▶ **Stated task**:
Look through the data below. Pick out the lines holding the string "with".

* Begin *

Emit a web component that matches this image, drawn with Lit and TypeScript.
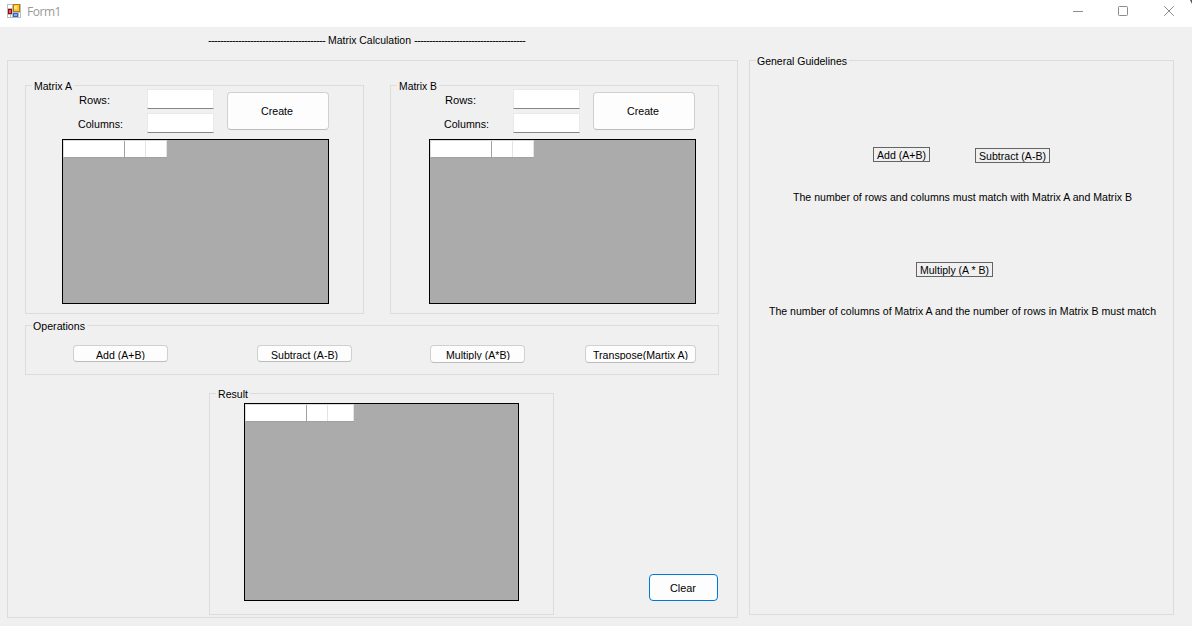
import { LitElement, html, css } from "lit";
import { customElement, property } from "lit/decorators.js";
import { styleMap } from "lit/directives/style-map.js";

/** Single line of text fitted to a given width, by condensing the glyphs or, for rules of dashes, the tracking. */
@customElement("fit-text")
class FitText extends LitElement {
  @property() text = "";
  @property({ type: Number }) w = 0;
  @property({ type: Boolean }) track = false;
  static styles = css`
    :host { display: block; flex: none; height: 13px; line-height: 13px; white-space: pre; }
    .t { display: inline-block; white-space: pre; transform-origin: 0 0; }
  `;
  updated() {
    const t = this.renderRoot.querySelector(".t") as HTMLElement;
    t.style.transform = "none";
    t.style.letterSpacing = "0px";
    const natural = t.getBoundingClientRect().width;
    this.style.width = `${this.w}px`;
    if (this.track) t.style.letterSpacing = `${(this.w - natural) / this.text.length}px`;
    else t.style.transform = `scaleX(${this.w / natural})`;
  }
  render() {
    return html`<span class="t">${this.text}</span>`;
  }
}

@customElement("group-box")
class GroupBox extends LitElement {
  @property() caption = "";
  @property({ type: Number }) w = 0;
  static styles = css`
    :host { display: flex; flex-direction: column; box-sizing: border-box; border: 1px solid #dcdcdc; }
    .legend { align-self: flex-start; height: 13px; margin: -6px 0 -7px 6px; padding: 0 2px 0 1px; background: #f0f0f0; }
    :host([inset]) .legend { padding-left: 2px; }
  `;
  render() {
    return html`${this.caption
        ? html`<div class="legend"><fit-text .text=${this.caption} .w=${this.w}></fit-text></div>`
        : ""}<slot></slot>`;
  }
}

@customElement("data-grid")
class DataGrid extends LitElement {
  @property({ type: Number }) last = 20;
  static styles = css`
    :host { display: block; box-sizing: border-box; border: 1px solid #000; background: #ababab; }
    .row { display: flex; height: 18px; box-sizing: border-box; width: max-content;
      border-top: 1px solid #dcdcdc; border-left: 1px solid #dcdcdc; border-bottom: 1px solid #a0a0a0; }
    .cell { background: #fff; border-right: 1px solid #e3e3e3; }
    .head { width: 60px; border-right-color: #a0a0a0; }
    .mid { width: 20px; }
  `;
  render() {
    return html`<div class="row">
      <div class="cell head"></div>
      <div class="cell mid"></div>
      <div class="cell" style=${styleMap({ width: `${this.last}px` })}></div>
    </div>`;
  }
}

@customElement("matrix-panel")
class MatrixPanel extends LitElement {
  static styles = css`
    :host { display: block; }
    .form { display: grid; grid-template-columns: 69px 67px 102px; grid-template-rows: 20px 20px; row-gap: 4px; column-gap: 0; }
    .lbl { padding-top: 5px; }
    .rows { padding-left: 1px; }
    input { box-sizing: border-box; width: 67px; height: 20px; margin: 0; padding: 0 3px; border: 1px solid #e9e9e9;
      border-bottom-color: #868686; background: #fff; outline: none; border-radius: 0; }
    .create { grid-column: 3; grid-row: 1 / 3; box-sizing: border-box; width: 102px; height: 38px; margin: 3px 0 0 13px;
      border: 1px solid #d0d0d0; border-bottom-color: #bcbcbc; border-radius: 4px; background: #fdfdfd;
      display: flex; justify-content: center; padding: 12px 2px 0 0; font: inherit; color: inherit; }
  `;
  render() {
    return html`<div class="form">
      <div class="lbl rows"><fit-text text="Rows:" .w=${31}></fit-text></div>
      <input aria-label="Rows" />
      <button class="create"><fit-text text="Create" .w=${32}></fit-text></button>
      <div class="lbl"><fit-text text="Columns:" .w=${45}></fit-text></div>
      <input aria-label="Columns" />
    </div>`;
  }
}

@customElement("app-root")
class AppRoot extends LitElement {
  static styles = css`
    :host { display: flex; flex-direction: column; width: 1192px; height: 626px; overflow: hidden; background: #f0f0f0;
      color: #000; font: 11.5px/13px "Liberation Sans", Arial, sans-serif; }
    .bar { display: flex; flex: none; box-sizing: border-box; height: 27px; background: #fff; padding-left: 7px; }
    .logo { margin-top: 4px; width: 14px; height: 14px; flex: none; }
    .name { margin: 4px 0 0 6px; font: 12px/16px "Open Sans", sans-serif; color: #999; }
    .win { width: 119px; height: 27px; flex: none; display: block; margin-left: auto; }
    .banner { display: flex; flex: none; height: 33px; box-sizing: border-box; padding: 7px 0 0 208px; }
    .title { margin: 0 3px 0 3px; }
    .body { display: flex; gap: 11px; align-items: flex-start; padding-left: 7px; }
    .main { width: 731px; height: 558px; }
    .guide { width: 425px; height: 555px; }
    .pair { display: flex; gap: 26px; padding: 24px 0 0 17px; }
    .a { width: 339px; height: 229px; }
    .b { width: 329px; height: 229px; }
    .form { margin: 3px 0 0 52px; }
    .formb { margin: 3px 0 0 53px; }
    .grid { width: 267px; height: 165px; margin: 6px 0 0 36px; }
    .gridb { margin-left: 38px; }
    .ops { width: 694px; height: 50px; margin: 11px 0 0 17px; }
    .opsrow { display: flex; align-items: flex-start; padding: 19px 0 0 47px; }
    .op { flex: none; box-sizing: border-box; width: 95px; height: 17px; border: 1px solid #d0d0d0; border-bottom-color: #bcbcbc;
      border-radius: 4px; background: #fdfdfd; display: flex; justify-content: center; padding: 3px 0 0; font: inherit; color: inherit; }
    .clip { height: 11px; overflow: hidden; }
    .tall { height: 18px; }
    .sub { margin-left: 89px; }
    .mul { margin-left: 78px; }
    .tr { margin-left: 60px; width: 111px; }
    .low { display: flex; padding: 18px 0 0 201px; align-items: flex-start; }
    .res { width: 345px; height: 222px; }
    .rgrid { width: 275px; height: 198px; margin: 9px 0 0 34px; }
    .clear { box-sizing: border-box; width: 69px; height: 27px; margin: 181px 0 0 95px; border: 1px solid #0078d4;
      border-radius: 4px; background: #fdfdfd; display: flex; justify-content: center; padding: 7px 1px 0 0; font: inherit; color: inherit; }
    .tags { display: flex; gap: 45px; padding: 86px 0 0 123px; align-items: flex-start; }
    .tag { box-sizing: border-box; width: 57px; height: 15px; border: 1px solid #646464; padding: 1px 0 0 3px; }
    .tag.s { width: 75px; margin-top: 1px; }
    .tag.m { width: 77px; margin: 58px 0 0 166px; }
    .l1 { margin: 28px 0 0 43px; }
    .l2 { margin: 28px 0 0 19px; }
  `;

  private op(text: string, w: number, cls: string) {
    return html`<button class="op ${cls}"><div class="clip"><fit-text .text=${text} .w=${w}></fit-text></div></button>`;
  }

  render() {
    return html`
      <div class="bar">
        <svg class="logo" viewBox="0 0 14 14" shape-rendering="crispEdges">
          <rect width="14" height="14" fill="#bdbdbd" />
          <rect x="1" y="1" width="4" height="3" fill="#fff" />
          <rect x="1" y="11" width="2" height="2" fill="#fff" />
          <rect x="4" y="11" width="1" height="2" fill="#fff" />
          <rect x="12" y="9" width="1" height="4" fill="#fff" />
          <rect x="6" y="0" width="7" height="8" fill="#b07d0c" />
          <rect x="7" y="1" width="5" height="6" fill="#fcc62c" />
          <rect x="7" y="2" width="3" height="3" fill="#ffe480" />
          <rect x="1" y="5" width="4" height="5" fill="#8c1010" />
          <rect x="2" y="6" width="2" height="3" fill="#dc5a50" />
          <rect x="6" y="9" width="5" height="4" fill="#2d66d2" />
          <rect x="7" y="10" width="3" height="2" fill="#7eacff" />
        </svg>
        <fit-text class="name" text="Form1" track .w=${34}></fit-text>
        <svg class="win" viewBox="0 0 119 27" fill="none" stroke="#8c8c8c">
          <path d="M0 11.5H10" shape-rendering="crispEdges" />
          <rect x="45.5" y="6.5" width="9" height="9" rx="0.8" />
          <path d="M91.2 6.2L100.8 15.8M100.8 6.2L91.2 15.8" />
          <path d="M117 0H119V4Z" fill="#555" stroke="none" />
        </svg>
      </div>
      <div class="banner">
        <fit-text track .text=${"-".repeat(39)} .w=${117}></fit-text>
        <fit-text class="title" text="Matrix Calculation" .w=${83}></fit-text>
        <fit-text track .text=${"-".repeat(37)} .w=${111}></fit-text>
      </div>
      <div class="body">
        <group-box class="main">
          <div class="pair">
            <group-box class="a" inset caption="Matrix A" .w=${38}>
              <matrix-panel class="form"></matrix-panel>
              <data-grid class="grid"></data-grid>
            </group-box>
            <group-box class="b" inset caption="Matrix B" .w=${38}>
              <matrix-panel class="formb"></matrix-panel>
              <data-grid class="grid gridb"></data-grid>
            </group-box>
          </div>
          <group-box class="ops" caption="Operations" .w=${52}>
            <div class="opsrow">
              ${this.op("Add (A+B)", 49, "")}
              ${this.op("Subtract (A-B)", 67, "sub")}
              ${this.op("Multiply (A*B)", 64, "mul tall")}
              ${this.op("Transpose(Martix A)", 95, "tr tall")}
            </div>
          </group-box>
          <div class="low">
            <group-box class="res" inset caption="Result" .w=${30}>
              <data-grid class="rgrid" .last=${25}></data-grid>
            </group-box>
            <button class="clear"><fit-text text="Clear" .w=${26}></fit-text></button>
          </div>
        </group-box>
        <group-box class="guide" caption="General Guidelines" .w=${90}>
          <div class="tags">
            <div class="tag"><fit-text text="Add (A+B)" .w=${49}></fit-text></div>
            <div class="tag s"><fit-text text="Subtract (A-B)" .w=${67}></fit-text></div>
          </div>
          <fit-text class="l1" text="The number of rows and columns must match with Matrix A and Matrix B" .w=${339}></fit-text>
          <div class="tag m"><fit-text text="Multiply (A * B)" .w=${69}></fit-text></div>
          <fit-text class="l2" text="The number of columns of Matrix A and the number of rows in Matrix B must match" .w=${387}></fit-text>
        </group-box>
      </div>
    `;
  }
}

* End *

▶ **Output for this exercise**:
Emit a web component that matches this image, drawn with Lit and TypeScript.
          <fit-text class="l1" text="The number of rows and columns must match with Matrix A and Matrix B" .w=${339}></fit-text>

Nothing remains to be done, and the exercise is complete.